↓↓↓
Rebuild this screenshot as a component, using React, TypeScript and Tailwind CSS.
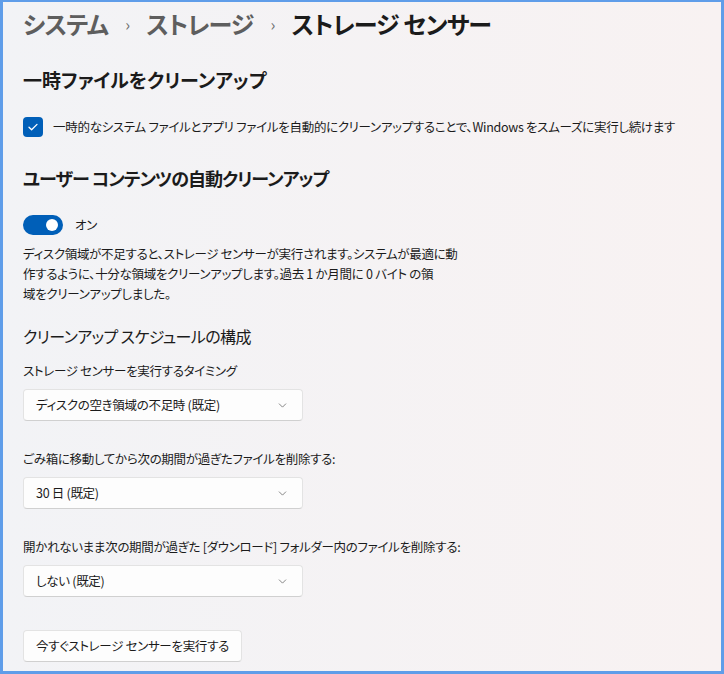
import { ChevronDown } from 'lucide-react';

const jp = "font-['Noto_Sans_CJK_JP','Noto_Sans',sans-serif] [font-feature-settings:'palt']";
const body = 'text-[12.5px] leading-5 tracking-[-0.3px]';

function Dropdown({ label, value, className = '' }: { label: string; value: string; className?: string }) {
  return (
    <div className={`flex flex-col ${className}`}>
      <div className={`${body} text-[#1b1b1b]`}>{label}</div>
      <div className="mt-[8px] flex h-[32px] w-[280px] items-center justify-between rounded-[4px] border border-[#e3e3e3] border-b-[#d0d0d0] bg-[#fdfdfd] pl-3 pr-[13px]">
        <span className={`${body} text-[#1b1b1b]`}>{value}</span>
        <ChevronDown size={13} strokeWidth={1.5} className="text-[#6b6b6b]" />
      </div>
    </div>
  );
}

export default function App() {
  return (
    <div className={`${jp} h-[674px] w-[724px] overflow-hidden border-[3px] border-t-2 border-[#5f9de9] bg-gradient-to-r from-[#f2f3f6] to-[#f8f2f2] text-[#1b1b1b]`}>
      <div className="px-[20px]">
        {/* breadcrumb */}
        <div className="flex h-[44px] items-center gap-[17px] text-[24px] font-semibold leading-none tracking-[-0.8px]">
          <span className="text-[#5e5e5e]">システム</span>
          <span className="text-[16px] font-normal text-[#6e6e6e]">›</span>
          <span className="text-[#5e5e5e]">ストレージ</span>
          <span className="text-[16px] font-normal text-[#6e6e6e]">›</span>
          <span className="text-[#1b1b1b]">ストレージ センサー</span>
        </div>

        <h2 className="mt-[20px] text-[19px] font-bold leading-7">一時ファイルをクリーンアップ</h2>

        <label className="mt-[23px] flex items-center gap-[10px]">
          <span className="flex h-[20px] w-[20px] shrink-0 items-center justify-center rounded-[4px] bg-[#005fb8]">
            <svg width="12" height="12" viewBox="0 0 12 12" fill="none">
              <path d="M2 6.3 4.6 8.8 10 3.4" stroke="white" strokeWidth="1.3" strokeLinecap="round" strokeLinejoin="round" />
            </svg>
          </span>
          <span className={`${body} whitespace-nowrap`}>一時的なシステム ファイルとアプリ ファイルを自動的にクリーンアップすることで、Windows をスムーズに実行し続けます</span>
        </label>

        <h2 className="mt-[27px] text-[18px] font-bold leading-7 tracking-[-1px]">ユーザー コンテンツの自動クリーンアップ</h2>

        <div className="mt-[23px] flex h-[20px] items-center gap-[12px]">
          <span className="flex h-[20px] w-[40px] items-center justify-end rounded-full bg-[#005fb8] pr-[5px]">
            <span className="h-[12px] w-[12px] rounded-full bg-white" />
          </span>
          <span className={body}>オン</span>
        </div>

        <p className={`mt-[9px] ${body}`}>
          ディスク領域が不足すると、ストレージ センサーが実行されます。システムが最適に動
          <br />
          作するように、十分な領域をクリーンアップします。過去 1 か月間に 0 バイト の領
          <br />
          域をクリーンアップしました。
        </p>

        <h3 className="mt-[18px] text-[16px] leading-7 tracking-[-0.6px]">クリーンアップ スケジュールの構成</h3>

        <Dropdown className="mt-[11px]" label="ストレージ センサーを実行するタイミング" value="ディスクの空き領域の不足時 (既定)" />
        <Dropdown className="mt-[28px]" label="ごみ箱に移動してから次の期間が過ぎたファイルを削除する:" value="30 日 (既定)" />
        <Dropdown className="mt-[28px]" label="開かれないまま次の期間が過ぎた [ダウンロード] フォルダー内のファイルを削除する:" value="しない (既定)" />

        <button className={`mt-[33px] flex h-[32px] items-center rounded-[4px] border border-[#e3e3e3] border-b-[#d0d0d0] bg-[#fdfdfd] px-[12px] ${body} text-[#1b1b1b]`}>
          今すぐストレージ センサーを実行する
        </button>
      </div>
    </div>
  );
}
↑↑↑
» The exercise:
Copy the data exactly. Any picture it contains is to be omitted.

» The reply:
Rebuild this screenshot as a component, using React, TypeScript and Tailwind CSS.
import { ChevronDown } from 'lucide-react';

const jp = "font-['Noto_Sans_CJK_JP','Noto_Sans',sans-serif] [font-feature-settings:'palt']";
const body = 'text-[12.5px] leading-5 tracking-[-0.3px]';

function Dropdown({ label, value, className = '' }: { label: string; value: string; className?: string }) {
  return (
    <div className={`flex flex-col ${className}`}>
      <div className={`${body} text-[#1b1b1b]`}>{label}</div>
      <div className="mt-[8px] flex h-[32px] w-[280px] items-center justify-between rounded-[4px] border border-[#e3e3e3] border-b-[#d0d0d0] bg-[#fdfdfd] pl-3 pr-[13px]">
        <span className={`${body} text-[#1b1b1b]`}>{value}</span>
        <ChevronDown size={13} strokeWidth={1.5} className="text-[#6b6b6b]" />
      </div>
    </div>
  );
}

export default function App() {
  return (
    <div className={`${jp} h-[674px] w-[724px] overflow-hidden border-[3px] border-t-2 border-[#5f9de9] bg-gradient-to-r from-[#f2f3f6] to-[#f8f2f2] text-[#1b1b1b]`}>
      <div className="px-[20px]">
        {/* breadcrumb */}
        <div className="flex h-[44px] items-center gap-[17px] text-[24px] font-semibold leading-none tracking-[-0.8px]">
          <span className="text-[#5e5e5e]">システム</span>
          <span className="text-[16px] font-normal text-[#6e6e6e]">›</span>
          <span className="text-[#5e5e5e]">ストレージ</span>
          <span className="text-[16px] font-normal text-[#6e6e6e]">›</span>
          <span className="text-[#1b1b1b]">ストレージ センサー</span>
        </div>

        <h2 className="mt-[20px] text-[19px] font-bold leading-7">一時ファイルをクリーンアップ</h2>

        <label className="mt-[23px] flex items-center gap-[10px]">
          <span className="flex h-[20px] w-[20px] shrink-0 items-center justify-center rounded-[4px] bg-[#005fb8]">
            <svg width="12" height="12" viewBox="0 0 12 12" fill="none">
              <path d="M2 6.3 4.6 8.8 10 3.4" stroke="white" strokeWidth="1.3" strokeLinecap="round" strokeLinejoin="round" />
            </svg>
          </span>
          <span className={`${body} whitespace-nowrap`}>一時的なシステム ファイルとアプリ ファイルを自動的にクリーンアップすることで、Windows をスムーズに実行し続けます</span>
        </label>

        <h2 className="mt-[27px] text-[18px] font-bold leading-7 tracking-[-1px]">ユーザー コンテンツの自動クリーンアップ</h2>

        <div className="mt-[23px] flex h-[20px] items-center gap-[12px]">
          <span className="flex h-[20px] w-[40px] items-center justify-end rounded-full bg-[#005fb8] pr-[5px]">
            <span className="h-[12px] w-[12px] rounded-full bg-white" />
          </span>
          <span className={body}>オン</span>
        </div>

        <p className={`mt-[9px] ${body}`}>
          ディスク領域が不足すると、ストレージ センサーが実行されます。システムが最適に動
          <br />
          作するように、十分な領域をクリーンアップします。過去 1 か月間に 0 バイト の領
          <br />
          域をクリーンアップしました。
        </p>

        <h3 className="mt-[18px] text-[16px] leading-7 tracking-[-0.6px]">クリーンアップ スケジュールの構成</h3>

        <Dropdown className="mt-[11px]" label="ストレージ センサーを実行するタイミング" value="ディスクの空き領域の不足時 (既定)" />
        <Dropdown className="mt-[28px]" label="ごみ箱に移動してから次の期間が過ぎたファイルを削除する:" value="30 日 (既定)" />
        <Dropdown className="mt-[28px]" label="開かれないまま次の期間が過ぎた [ダウンロード] フォルダー内のファイルを削除する:" value="しない (既定)" />

        <button className={`mt-[33px] flex h-[32px] items-center rounded-[4px] border border-[#e3e3e3] border-b-[#d0d0d0] bg-[#fdfdfd] px-[12px] ${body} text-[#1b1b1b]`}>
          今すぐストレージ センサーを実行する
        </button>
      </div>
    </div>
  );
}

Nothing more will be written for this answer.